As far as I can tell, having some kind of “magic” around stack emplacement is unavoidable; this is a place where the language is unlikely to give us enough flexibility any time soon, though this concept of constructors is the first step towards such a thing.

We can call into C++ from Rust without any heap allocations at all (though maybe wasting an instruction or two shunting pointers across registers for our not-RVO):

/// Generated Rust type for bridging to C++, like you might get from `cxx`.
struct Foo { ... }
impl Foo {
  pub fn new(x: i32) -> impl Ctor { ... }
  pub fn set_x(self: Pin<&mut Self>, x: i32) { ... }
}

fn make_foo(out: Slot<Foo>) -> Pin<StackBox<Foo>> {
  let mut foo = out.emplace(Foo::new(42));
  foo.as_mut().set_x(5);
  foo
}

For when dealing with slots explicitly is too much work, types can just be ctor::moved into a Box with Box::emplace.

I’ve implemented everything discussed in this post in a crate, moveit. Contributions and corrections are welcome.

A thanks to Manish Goregaokar, Alyssa Haroldson, and Adrian Taylor for feedback on early versions of this design.

Future Work

This is only the beginning: much work needs to be done in type design to have a good story for bridging move-only types from C++ to Rust, preferably automatically.
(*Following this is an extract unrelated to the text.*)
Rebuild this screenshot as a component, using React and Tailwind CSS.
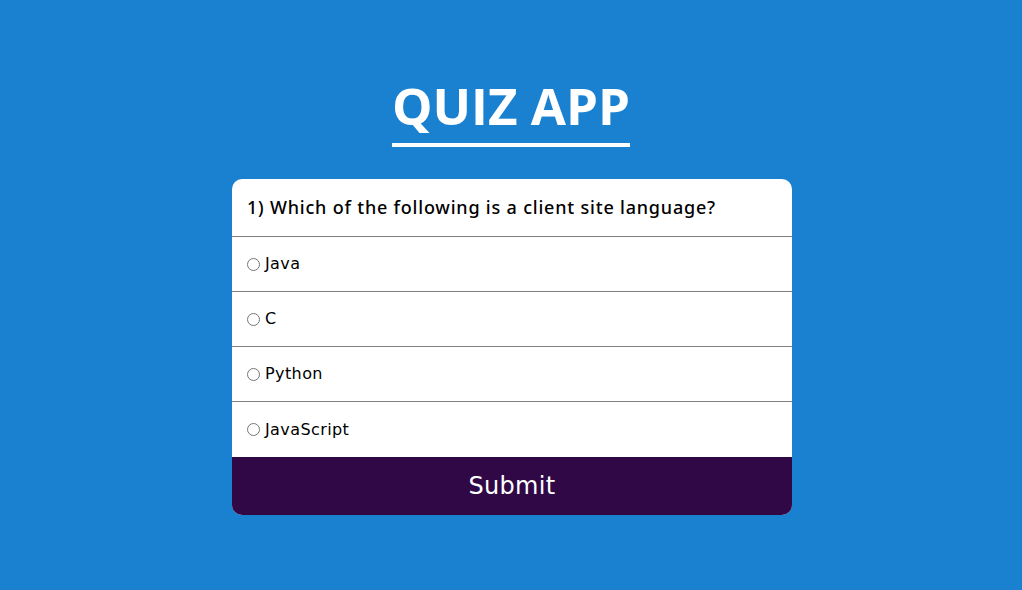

Ctors are merely the theoretical foundation for building a more ergonomic FFI; usage patterns will likely determine where to go from here.

Open questions such as “how to containers” remain. Much like C++03’s std::auto_ptr, we have no hope of putting a StackBox<T> into a Vec<T>, and we’ll need to design a Vec variant that knows to call move constructors when resizing and copy constructors when cloning. There’s also no support for custom move/copy assignment beyond the trivial new (this) auto(that) pattern, and it’s unclear whether that’s useful. Do we want to port a constructor-friendly HashMap (Rust’s swisstable implementation)? Do we want to come up with macros that make dealing with Slot out-params less cumbersome?

Personally, I’m excited. This feels like a real breakthrough in one of the biggest questions for true Rust/C++ interop, and I’d like to see what people wind up building on top of it.